▶ **GOAL**: Line by line, repeat the data below exactly, beginning at the first line and ending at the line with "string; profit: string;". Omit pictures.

▶ **MATERIAL**:
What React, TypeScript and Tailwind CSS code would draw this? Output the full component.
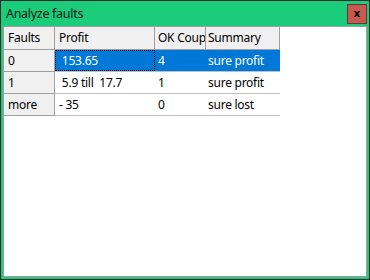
import React from 'react';

type Row = { faults: string; profit: string; ok: string; summary: string; selected?: boolean };

const rows: Row[] = [
    { faults: '0', profit: ' 153.65', ok: '4', summary: 'sure profit', selected: true },
    { faults: '1', profit: ' 5.9 till  17.7', ok: '1', summary: 'sure profit' },
    { faults: 'more', profit: '- 35', ok: '0', summary: 'sure lost' },
];

const App: React.FC = () => {
    return (
        <div
            className="w-[370px] h-[280px] border border-[#2b2b2b] bg-[#1bcc7b] flex flex-col overflow-hidden"
            style={{ fontFamily: '"Noto Sans", "Open Sans", sans-serif' }}
        >
            {/* Title bar */}
            <div className="h-[25px] shrink-0 flex items-center justify-between pl-[5px] pr-[2px]">
                <span className="text-[12.5px] tracking-[-0.3px] text-[#0a1a12] leading-none pt-[1px]">Analyze faults</span>
                <button className="w-[20px] h-[20px] border border-[#5c3a38] bg-[#c75a50] flex items-center justify-center text-[11px] font-bold text-black leading-none pb-[2px]">
                    x
                </button>
            </div>

            {/* Grid area */}
            <div className="flex-1 mx-[2px] mb-[2px] border border-[#a0a0a0] bg-white text-[12px] tracking-[-0.25px] text-black">
                {/* Header */}
                <div className="flex w-[276px] h-[23px] bg-[#f0f0f0] border-b border-[#a0a0a0]">
                    <div className="w-[51px] border-r border-[#a0a0a0] flex items-center pl-[4px]">Faults</div>
                    <div className="w-[100px] border-r border-[#a0a0a0] flex items-center pl-[4px]">Profit</div>
                    <div className="w-[51px] border-r border-[#a0a0a0] pl-[3px] overflow-hidden">
                        <span className="block leading-[22px] whitespace-nowrap">OK Coup</span>
                    </div>
                    <div className="w-[74px] border-r border-[#a0a0a0] flex items-center pl-[2px]">Summary</div>
                </div>

                {rows.map((r) => (
                    <div key={r.faults} className="flex w-[276px] h-[22px]">
                        <div className="w-[51px] bg-[#f0f0f0] border-r border-b border-[#a0a0a0] flex items-center pl-[4px]">
                            {r.faults}
                        </div>
                        <div
                            className={
                                r.selected
                                    ? 'flex w-[225px] h-[22px] bg-[#0078d7] text-white border-b border-[#c0c0c0]'
                                    : 'flex w-[225px] h-[22px] border-b border-[#c0c0c0]'
                            }
                        >
                            <div
                                className={
                                    r.selected
                                        ? 'w-[100px] border border-dotted border-black flex items-center pl-[3px] whitespace-pre'
                                        : 'w-[100px] flex items-center pl-[4px] whitespace-pre'
                                }
                            >
                                {r.profit}
                            </div>
                            <div className="w-[51px] flex items-center pl-[3px]">{r.ok}</div>
                            <div className="w-[74px] flex items-center pl-[2px]">{r.summary}</div>
                        </div>
                    </div>
                ))}
            </div>
        </div>
    );
};

export default App;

▶ **FINISHED EXERCISE**:
What React, TypeScript and Tailwind CSS code would draw this? Output the full component.
import React from 'react';

type Row = { faults: string; profit: string; ok: string; summary: string; selected?: boolean };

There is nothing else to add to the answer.